(ENG) Development of Artificial Intelligence

Table of Contents

1940s–1950s - Early Foundations
1950s–1960s - Discovery of Neural Networks
1970s–1980s - AI’s First Winter(인공지능의 첫 겨울) \& Backpropagation(역전파기법)
1980s–1990s - Sequence Processing and Memory
1997 - Long Short-Term Memory(LSTM) (Hochreiter \& Schmidhuber)
1980s–1990s - Visual Recognition and Spatial Data
2012 - Deep Learning Revolution
2014 - Generative Adversarial Networks(GAN) (Goodfellow)
2017 - Attention Mechanisms and Transformers (Vaswani et al.)
2020s - Multi-Modal AI and Real-Time Applications
TL;DR

1940s–1950s - Early Foundations

Discovery: Boolean logic and the Turing Test

Problem: How can we formalize reasoning and test machine intelligence?

Solution: Alan Turing introduced the concept of a machine capable of computation (Turing Machine) and proposed the Turing Test as a way to determine if a machine exhibits intelligent behavior.

1950s–1960s - Discovery of Neural Networks

Discovery: Perceptron (1958, Frank Rosenblatt)

Problem: How can we mimic the human brain’s ability to learn patterns?

Solution: The perceptron, a simple single-layer neural network, was developed to classify data linearly by adjusting weights using feedback. However, it was unable to solve non-linear problems, such as XOR.

1970s–1980s - AI’s First Winter(인공지능의 첫 겨울) & Backpropagation(역전파기법)

Discovery: Backpropagation (1986, Rumelhart, Hinton, Williams)

Problem: How can multi-layer neural networks be efficiently trained?

Solution: Backpropagation introduced a systematic way to compute gradients and update weights in deep networks using the chain rule, which is the cornerstone of deep learning.This allowed to solve non-linear problems.Applications suggested during that period included image recognition and character classification but were limited by computational power and data availability.

1980s–1990s - Sequence Processing and Memory

Discovery: Recurrent Neural Networks(RNN) (1986, Rumelhart & McClelland)

Problem: How can sequential data be modeled and retain context from prior inputs?

Solution: RNNs introduced a feedback loop where outputs from previous steps are fed back as inputs, allowing networks to maintain a “memory” over time.

Limitations: RNNs faced vanishing gradient issues, making them ineffective for long sequences -> LSTM was introduced to resolve this issue.

1997 - Long Short-Term Memory(LSTM) (Hochreiter & Schmidhuber)

Problem: How can we learn and retain long-term dependencies in sequences

Solution: LSTMs introduced gated cells to control the flow of information, solving vanishing gradient problems. Applications include speech recognition and language translation.

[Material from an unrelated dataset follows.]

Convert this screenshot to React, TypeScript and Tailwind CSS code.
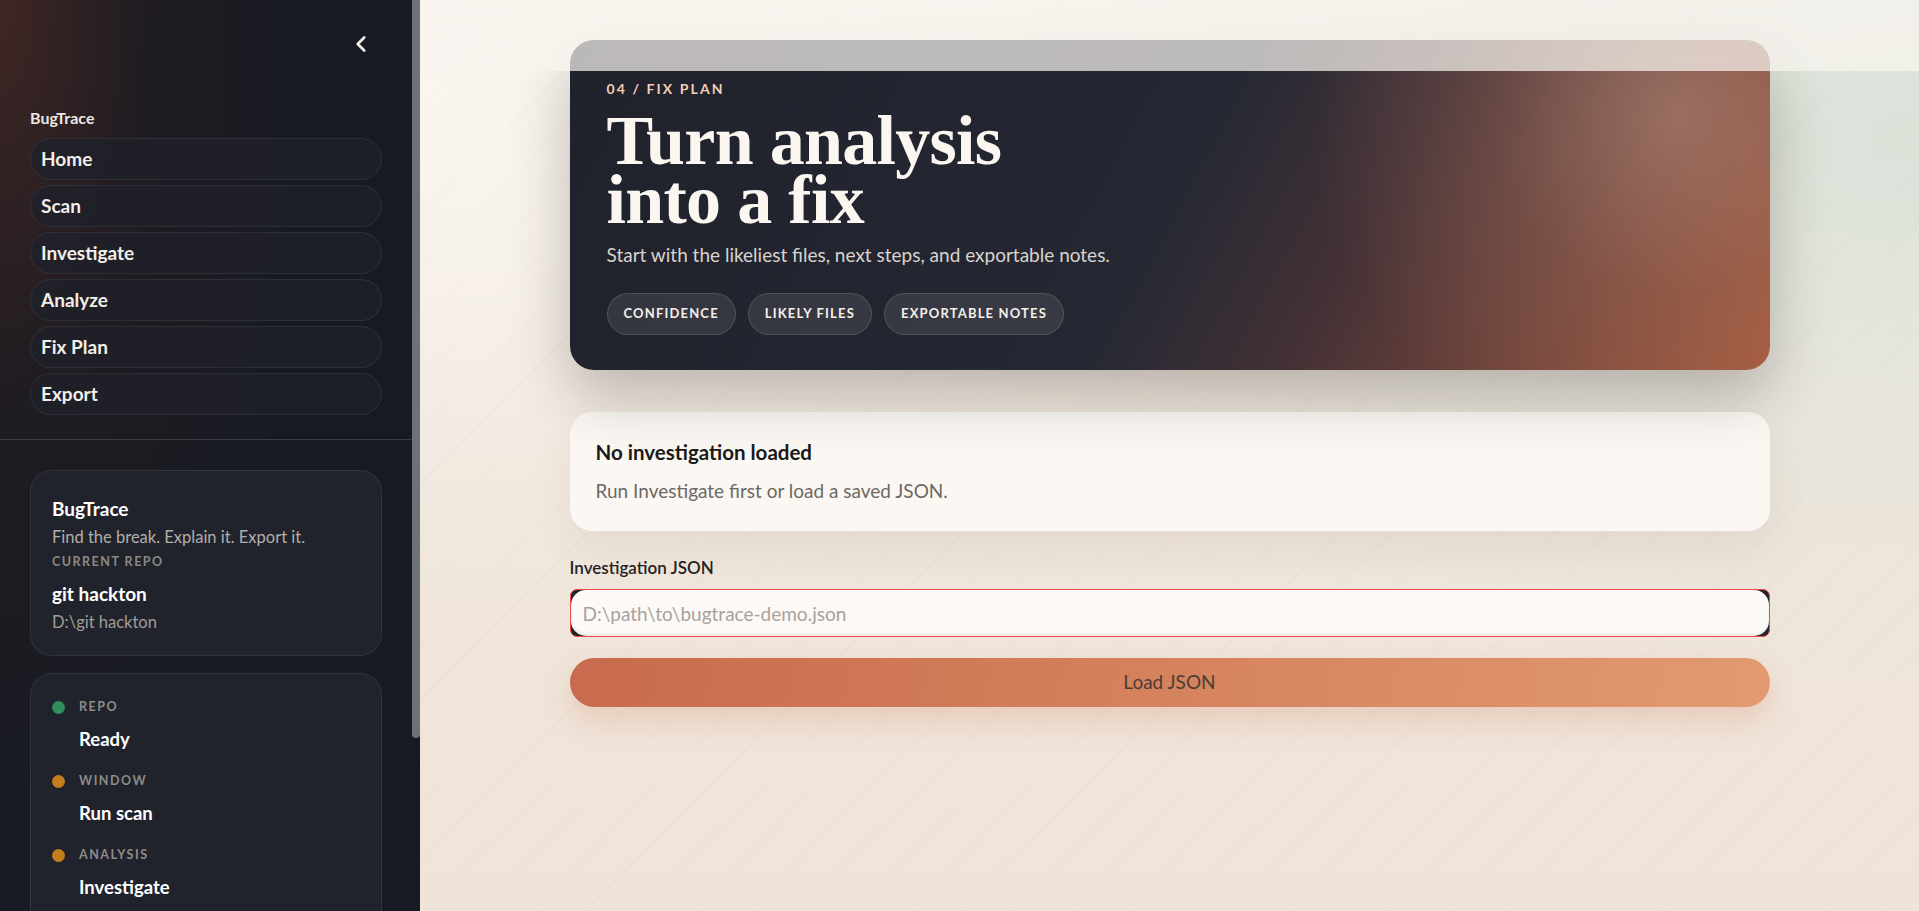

1980s–1990s - Visual Recognition and Spatial Data

Discovery: Convolutional Neural Networks (CNNs, 1989, LeCun)

Problem: How to efficiently process and recognize spatially structured data like images.

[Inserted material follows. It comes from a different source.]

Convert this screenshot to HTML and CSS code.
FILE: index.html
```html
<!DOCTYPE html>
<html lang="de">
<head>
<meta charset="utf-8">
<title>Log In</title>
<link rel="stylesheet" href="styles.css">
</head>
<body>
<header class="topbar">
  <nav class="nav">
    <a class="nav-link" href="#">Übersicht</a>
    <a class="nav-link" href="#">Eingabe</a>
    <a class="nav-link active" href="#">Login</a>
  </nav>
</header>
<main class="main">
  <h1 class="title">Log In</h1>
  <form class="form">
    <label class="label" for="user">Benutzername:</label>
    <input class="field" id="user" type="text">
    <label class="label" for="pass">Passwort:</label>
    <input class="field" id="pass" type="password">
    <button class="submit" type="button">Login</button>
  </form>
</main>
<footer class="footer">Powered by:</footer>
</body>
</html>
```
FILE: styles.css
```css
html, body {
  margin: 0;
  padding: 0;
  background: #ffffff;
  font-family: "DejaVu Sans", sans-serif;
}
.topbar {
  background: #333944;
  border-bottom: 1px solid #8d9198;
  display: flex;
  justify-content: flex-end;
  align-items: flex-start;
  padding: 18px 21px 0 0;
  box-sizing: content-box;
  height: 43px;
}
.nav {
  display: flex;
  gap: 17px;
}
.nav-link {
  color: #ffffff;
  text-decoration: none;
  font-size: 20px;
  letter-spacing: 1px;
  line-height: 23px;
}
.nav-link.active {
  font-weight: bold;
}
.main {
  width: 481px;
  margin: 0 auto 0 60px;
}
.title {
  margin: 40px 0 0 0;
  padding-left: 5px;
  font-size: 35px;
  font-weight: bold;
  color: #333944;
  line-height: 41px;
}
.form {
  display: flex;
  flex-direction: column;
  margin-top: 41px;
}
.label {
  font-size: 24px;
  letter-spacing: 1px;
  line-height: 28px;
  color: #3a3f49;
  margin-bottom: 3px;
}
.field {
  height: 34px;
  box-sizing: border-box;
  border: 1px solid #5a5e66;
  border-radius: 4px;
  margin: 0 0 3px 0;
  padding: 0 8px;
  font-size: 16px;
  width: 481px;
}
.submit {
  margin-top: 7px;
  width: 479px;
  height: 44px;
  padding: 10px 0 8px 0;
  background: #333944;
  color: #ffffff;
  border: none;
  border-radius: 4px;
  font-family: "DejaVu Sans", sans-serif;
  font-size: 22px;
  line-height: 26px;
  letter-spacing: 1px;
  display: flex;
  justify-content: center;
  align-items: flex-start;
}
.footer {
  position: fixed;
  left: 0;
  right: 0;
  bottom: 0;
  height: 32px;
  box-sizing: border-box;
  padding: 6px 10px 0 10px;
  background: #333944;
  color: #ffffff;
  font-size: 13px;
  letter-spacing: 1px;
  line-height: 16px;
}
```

Solution: CNNs use convolutional layers to detect patterns such as edges and textures by learning spatial hierarchies. Pooling layers reduce dimensionality while preserving critical information.

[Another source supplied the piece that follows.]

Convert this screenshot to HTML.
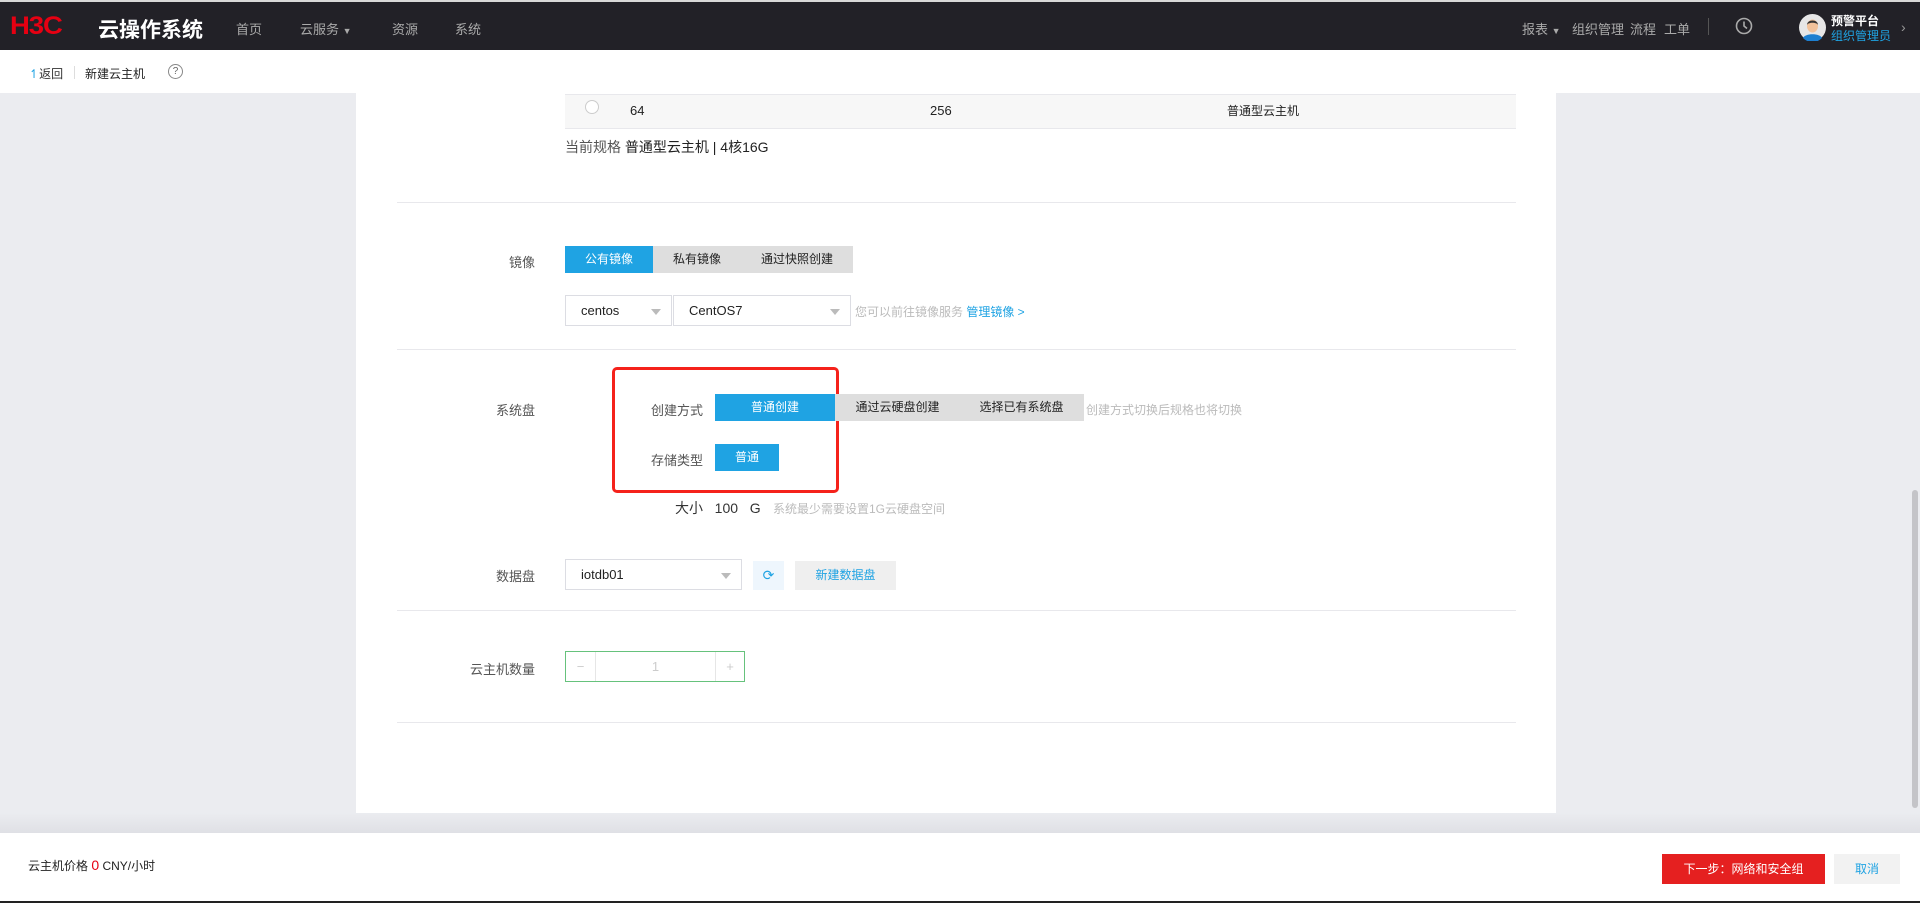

Applications: Handwritten digit recognition (e.g., MNIST dataset) and later extended to more complex tasks like object detection.

2012 - Deep Learning Revolution

Discovery: Deep CNNs and AlexNet (2012, Krizhevsky, Sutskever, Hinton)

Problem: How to achieve state-of-the-art(SOTA) accuracy in image recognition.

Solution: AlexNet leveraged deeper architectures, ReLU activations, and GPUs for training, achieving a breakthrough in the ImageNet competition. (Previous SOTA classification : 74% -> Alexnet 84.69%)

Applications: Facial recognition, autonomous vehicles, and medical imaging.

2014 - Generative Adversarial Networks(GAN) (Goodfellow)

Problem: How can we generate new output data that resembles an input dataset?

Solution: GANs use a generator and discriminator in a competitive framework, enabling applications like image synthesis and style transfer.

2017 - Attention Mechanisms and Transformers (Vaswani et al.)

Problem: How can we handle long-term dependencies and parallelize(병렬화) sequence processing?

Solution: The attention mechanism learns relationships between all inputs simultaneously, eliminating sequential constraints. Transformers like BERT and GPT revolutionized natural language processing (NLP).

Applications: Machine translation, summarization, and chatbots.

Discovery: Multi-Modal Models (e.g., CLIP, DALL-E)

Problem: How can we unify processing across different modalities like text, images, and audio?

Solution: Pretraining large-scale models that align multiple data types, enabling applications in creative AI and real-time analysis.

TL;DR

Backpropagation solved problem of non-linearity.
RNNs/LSTMs enabled handling sequential data.
CNNs revolutionized image processing.
Transformers led to breakthroughs in NLP and multi-modal AI.